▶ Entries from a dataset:
— start —
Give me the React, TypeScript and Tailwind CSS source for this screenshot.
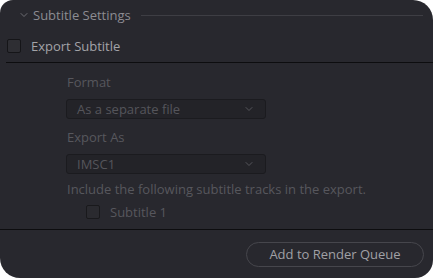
import { ChevronDown } from "lucide-react";

function Dropdown({ label }: { label: string }) {
  return (
    <div className="flex h-[20px] w-[200px] items-center justify-between rounded-[3px] border border-[#1b1b1f] bg-[#232328] pl-[10px] pr-[10px] text-[#55555b]">
      <span>{label}</span>
      <ChevronDown size={12} strokeWidth={2} className="text-[#55555b]" />
    </div>
  );
}

export default function App() {
  return (
    <div className="h-[278px] w-[433px] bg-white">
      <div
        className="flex h-full w-full flex-col rounded-tl-[13px] rounded-tr-[20px] rounded-bl-[20px] rounded-br-[18px] bg-[#28282e] text-[13px] leading-none"
        style={{ fontFamily: '"Open Sans", sans-serif' }}
      >
        {/* Section header */}
        <div className="flex h-[30px] items-center pl-[18px] pr-[10px]">
          <ChevronDown size={12} strokeWidth={1.75} className="text-[#76767c]" />
          <span className="ml-[3px] text-[#8c8c92]">Subtitle Settings</span>
          <div className="ml-[10px] h-px flex-1 bg-[#3e3e44]" />
        </div>

        {/* Export toggle */}
        <div className="flex h-[32px] items-center pl-[7px]">
          <div className="h-[14px] w-[14px] rounded-[2px] border border-[#151518] bg-[#2e2e33]" />
          <span className="ml-[10px] text-[#a3a3a8]">Export Subtitle</span>
        </div>
        <div className="ml-[6px] h-px bg-[#0d0d0f]" />

        {/* Disabled options */}
        <div className="flex flex-1 flex-col pl-[66px] text-[#57575d]">
          <div className="flex h-[36px] items-center pl-px pt-[3px]">Format</div>
          <Dropdown label="As a separate file" />
          <div className="flex h-[35px] items-center pl-px pt-[2px]">Export As</div>
          <Dropdown label="IMSC1" />
          <div className="flex h-[30px] items-center pl-px">
            Include the following subtitle tracks in the export.
          </div>
          <div className="flex items-center pl-[20px] pt-px">
            <div className="h-[14px] w-[14px] rounded-[2px] border border-[#19191c] bg-[#2a2a2f]" />
            <span className="ml-[10px]">Subtitle 1</span>
          </div>
        </div>
        <div className="h-px bg-[#0d0d0f]" />

        {/* Footer */}
        <div className="flex h-[48px] items-center justify-end pr-[9px]">
          <button className="flex h-[25px] w-[178px] items-center justify-center rounded-full border border-[#46464c] text-[#a0a0a5]">
            Add to Render Queue
          </button>
        </div>
      </div>
    </div>
  );
}
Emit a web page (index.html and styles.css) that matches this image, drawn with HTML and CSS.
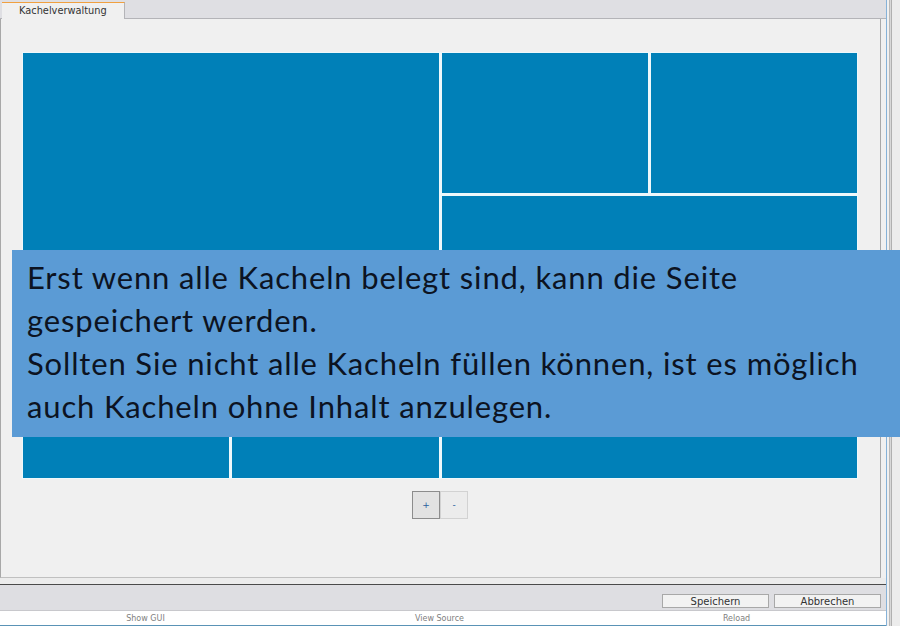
FILE: index.html
```html
<!DOCTYPE html>
<html lang="de">
<head>
<meta charset="utf-8">
<title>Kachelverwaltung</title>
<link rel="stylesheet" href="styles.css">
</head>
<body>
<div class="app">
  <div class="main">
    <div class="tabbar">
      <div class="tab">Kachelverwaltung</div>
    </div>
    <div class="panel">
      <div class="tiles">
        <div class="tile big-left"></div>
        <div class="tile"></div>
        <div class="tile"></div>
        <div class="tile big-right"></div>
        <div class="tile"></div>
        <div class="tile"></div>
      </div>
      <div class="zoom">
        <button class="zbtn active">+</button>
        <button class="zbtn">-</button>
      </div>
    </div>
    <div class="gap"></div>
    <div class="actions">
      <button class="abtn">Speichern</button>
      <button class="abtn">Abbrechen</button>
    </div>
    <div class="footer">
      <span>Show GUI</span>
      <span>View Source</span>
      <span>Reload</span>
    </div>
  </div>
  <div class="edge"></div>
</div>
<div class="callout">
  <p>Erst wenn alle Kacheln belegt sind, kann die Seite<br>gespeichert werden.<br>Sollten Sie nicht alle Kacheln füllen können, ist es möglich<br>auch Kacheln ohne Inhalt anzulegen.</p>
</div>
</body>
</html>
```
FILE: styles.css
```css
html, body {
  margin: 0;
  padding: 0;
}
body {
  width: 900px;
  height: 626px;
  overflow: hidden;
  background: #f0f0f0;
  font-family: "DejaVu Sans", "Liberation Sans", sans-serif;
  position: relative;
}
.app {
  display: flex;
  height: 626px;
}
.main {
  width: 886px;
  display: flex;
  flex-direction: column;
  border-right: 1px solid #86b2d8;
}
.edge {
  flex: 1;
  background: linear-gradient(to right, #f0f0f0 0 2px, #b8b8b8 2px 3px, #d8d8d8 3px 4px, #b0b0b0 4px 5px, #ececec 5px);
}
.tabbar {
  height: 18px;
  flex-shrink: 0;
  background: #dfdfe3;
  border-bottom: 1px solid #b4b4b8;
  display: flex;
  align-items: flex-end;
  padding-left: 2px;
}
.tab {
  width: 123px;
  height: 17px;
  margin-bottom: -1px;
  background: #f0f0f0;
  border-top: 1px solid #f0a040;
  border-right: 1px solid #b4b4b8;
  font-size: 9.8px;
  color: #333;
  line-height: 15px;
  padding-left: 17px;
  box-sizing: border-box;
}
.panel {
  height: 559px;
  flex-shrink: 0;
  box-sizing: border-box;
  margin-right: 5px;
  border-left: 1px solid #a8a8a8;
  border-right: 1px solid #a8a8a8;
  border-bottom: 1px solid #c0c0c0;
  background: #f0f0f0;
  padding: 33px 0 0 21px;
  display: flex;
  flex-direction: column;
}
.tiles {
  width: 836px;
  height: 427px;
  box-sizing: border-box;
  padding: 1px;
  background: #eef8fb;
  display: grid;
  grid-template-columns: repeat(4, 1fr);
  grid-template-rows: repeat(3, 1fr);
  gap: 3px;
}
.tile {
  background: #0080b8;
}
.big-left {
  grid-column: 1 / 3;
  grid-row: 1 / 3;
}
.big-right {
  grid-column: 3 / 5;
  grid-row: 2 / 4;
}
.zoom {
  width: 836px;
  display: flex;
  justify-content: center;
  margin-top: 12px;
}
.zbtn {
  width: 28px;
  height: 28px;
  margin: 0;
  padding: 0;
  font-family: "DejaVu Sans", sans-serif;
  font-size: 9px;
  color: #2a5f9e;
  background: #ececec;
  border: 1px solid #d2d2d2;
  box-sizing: border-box;
}
.zbtn.active {
  background: #e2e2e2;
  border-color: #8c8c8c;
}
.gap {
  height: 6px;
  flex-shrink: 0;
  background: #ececec;
  border-bottom: 1px solid #4a4a4a;
}
.actions {
  height: 26px;
  flex-shrink: 0;
  background: #dedee2;
  border-bottom: 1px solid #c8c8cc;
  display: flex;
  justify-content: flex-end;
  align-items: flex-start;
  gap: 5px;
  padding: 9px 5px 0 0;
  box-sizing: border-box;
}
.abtn {
  width: 107px;
  height: 14px;
  margin: 0;
  padding: 0;
  box-sizing: border-box;
  background: #f2f2f2;
  border: 1px solid #a8a8a8;
  font-family: "DejaVu Sans", sans-serif;
  font-size: 10px;
  line-height: 13px;
  color: #333;
}
.footer {
  flex: 1;
  min-height: 0;
  background: #ffffff;
  border-bottom: 1px solid #5a93b6;
  display: grid;
  grid-template-columns: 291px 297px 297px;
  font-size: 8px;
  color: #808080;
  text-align: center;
  line-height: 13px;
  padding-top: 1px;
  box-sizing: border-box;
}
.callout {
  position: absolute;
  left: 12px;
  top: 250px;
  width: 888px;
  height: 187px;
  background: #5b9bd5;
  box-sizing: border-box;
  padding: 6px 0 0 15px;
}
.callout p {
  margin: 0;
  font-family: Lato, "Open Sans", sans-serif;
  font-size: 31px;
  letter-spacing: 0.85px;
  line-height: 43px;
  color: #0c1322;
}
```
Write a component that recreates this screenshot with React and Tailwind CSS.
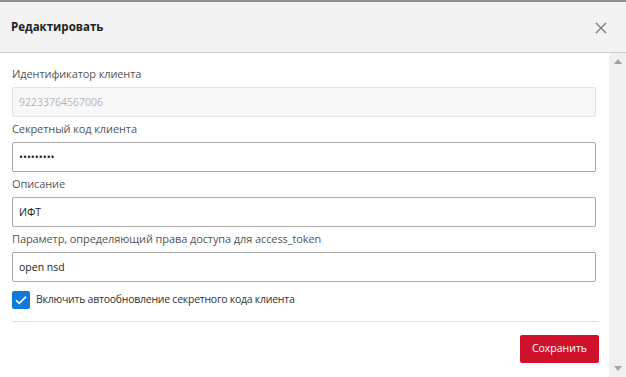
import React from "react";

function Field({ label, value, disabled, type = "text" }) {
  return (
    <div className="flex flex-col">
      <div className="h-[25px] flex items-center text-[11px] text-[#555] tracking-[-0.1px]">{label}</div>
      <input
        type={type}
        defaultValue={value}
        disabled={disabled}
        className={
          "h-[30px] w-full rounded-[2px] px-[6px] text-[10.5px] outline-none " +
          (disabled
            ? "bg-[#f8f8f8] border border-[#e3e3e3] text-[#b5b5b5]"
            : "bg-white border border-[#a8a8a8] text-[#222]")
        }
        style={{ fontFamily: "inherit" }}
      />
    </div>
  );
}

export default function App() {
  return (
    <div
      className="w-[626px] h-[377px] bg-white flex flex-col overflow-hidden"
      style={{ fontFamily: '"Open Sans", "Noto Sans", sans-serif' }}
    >
      <div className="h-[2px] bg-[#8f8f8f]" />
      <div className="h-[51px] bg-[#f3f3f3] border-b border-[#cfcfcf] flex items-center justify-between pl-[11px] pr-[19px]">
        <div className="text-[11.5px] font-bold text-[#222]">Редактировать</div>
        <svg width="12" height="12" viewBox="0 0 12 12" className="mt-[1px]">
          <path d="M1 1 L11 11 M11 1 L1 11" stroke="#7a7a7a" strokeWidth="1.3" fill="none" />
        </svg>
      </div>
      <div className="flex flex-1 min-h-0">
        <div className="flex-1 flex flex-col pl-[12px] pt-[9px]">
          <div className="flex flex-col gap-0 pr-[13px]">
            <Field label="Идентификатор клиента" value="92233764567006" disabled />
            <Field label="Секретный код клиента" value="secretpw1" type="password" />
            <Field label="Описание" value="ИФТ" />
            <Field label="Параметр, определяющий права доступа для access_token" value="open nsd" />
            <div className="flex items-center gap-[6px] mt-[9px] h-[18px]">
              <div className="w-[18px] h-[18px] rounded-[2px] bg-[#0f7ad8] flex items-center justify-center">
                <svg width="14" height="14" viewBox="0 0 14 14">
                  <path d="M2 7.2 L5.3 10.4 L12 3.6" stroke="white" strokeWidth="1.6" fill="none" />
                </svg>
              </div>
              <div className="text-[10.5px] text-[#333] tracking-[-0.25px]">Включить автообновление секретного кода клиента</div>
            </div>
          </div>
          <div className="mt-[12px] mr-[10px] border-t border-[#e0e0e0]" />
          <div className="flex justify-end pr-[10px] mt-[13px]">
            <button className="w-[79px] h-[28px] rounded-[2px] bg-[#d0112b] text-white text-[10.5px]">
              Сохранить
            </button>
          </div>
        </div>
        <div className="w-[17px] bg-[#f0f0f0] flex flex-col items-center justify-between py-[6px]">
          <svg width="8" height="5" viewBox="0 0 8 5"><path d="M0 5 L4 0 L8 5 Z" fill="#a3a3a3" /></svg>
          <svg width="8" height="5" viewBox="0 0 8 5"><path d="M0 0 L4 5 L8 0 Z" fill="#a3a3a3" /></svg>
        </div>
      </div>
    </div>
  );
}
— end —
▶ TASK DETAILS: Show every line of the listing in which the string "screenshot" can be found.

▶ FINISHED ANSWER:
Give me the React, TypeScript and Tailwind CSS source for this screenshot.
Write a component that recreates this screenshot with React and Tailwind CSS.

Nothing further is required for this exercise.